Little Known American History Facts!

 

"It is well that war is so terrible, or we should get too fond of it." --Robert E. Lee

 

When a shell landed near the porch of his house during the first major battle of the Civil War, (Bull Run/1st Manassas) Wilmer McLean decided he'd had enough. So to get out of harm's way, he moved to Appomattox Court House, where in his home four years later, Lee surrendered to Grant. Thus, Mclean could truly say, the Civil War began and ended at his home. (Which I guess proves the old saying: You can run, but you can't hide!)

 


The first black recipient of the Congressional Medal of Honor was Sergeant William Carney for his service during the Civil War. As the 54th Massachusetts heroically charged Fort Wagner, Carney noticed the Flag bearer was wounded . Dropping his rifle to the ground he grabbed the flag and charged up the hill, only to find himself standing alone atop the fortress wall. and the sole target for the Confederate soldiers.

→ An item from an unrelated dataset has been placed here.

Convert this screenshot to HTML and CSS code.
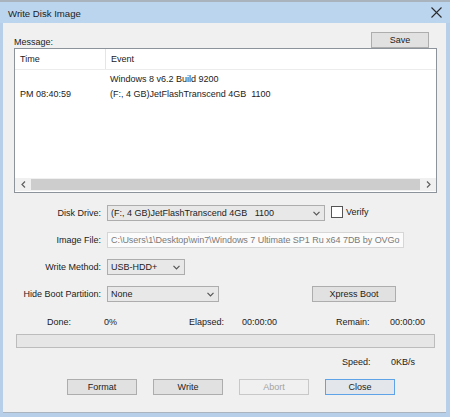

Although wounded in the chest , leg, and head, Carney made back to his regiment. After presenting the flag to his unit saying, "Boys, I have done my duty, the flag never touched the ground.", he collapsed from his wounds.

 


Disease killed more Soldiers in the Civil War than bullets. Over 620,000 Americans died in the Civil War, with disease killing twice as many as those lost in battle.50,000 survivors return home as amputees. The bloodiest day in U.S. military history was the battle of Antietam. 26,000 men died in a single day.

 

 

 


The "eye for an eye" order was given by Abraham Lincoln. Issued in 1863 during the Civil War that the Union would shoot a Confederate prisoner for every black Union prisoner shot, and would condemn a Confederate prisoner to hard labor for life for every black prisoner sold into slavery. The order was meant to deter Confederates from murdering or enslaving captured black soldiers.

 

 

 

 

 

Robert Lincoln, the son of Abraham Lincoln, was waiting to board a crowded train when the train lurched forward and he fell between the platform and the body of the passenger car he was trying to board. But before harm came, he was seized by the collar and yanked to the platform. His rescuer was Edwin Booth the brother of the man that would soon kill President Lincoln, John Wilkes Booth.

 

 


Over 1500 people were killed when the boiler exploded on the steam boat Sultana, making it the worst Marine disaster in U.S. history. In a greedy effort by the captain to pack a many paying customers aboard, the old boiler simply couldn't handle the load of over 2000 passengers. Most of those killed were Union army P.O.W. 's who had just been liberated from Confederate prisons and were returning home.

 


Charles and Michael De Young were 17 and 19 years old when they scooped all the other California newspapers with news of Lincoln's assassination and launched themselves into journalistic careers. Their only other employee at the time was a young man who wrote for them under the pseudonym Mark Twain.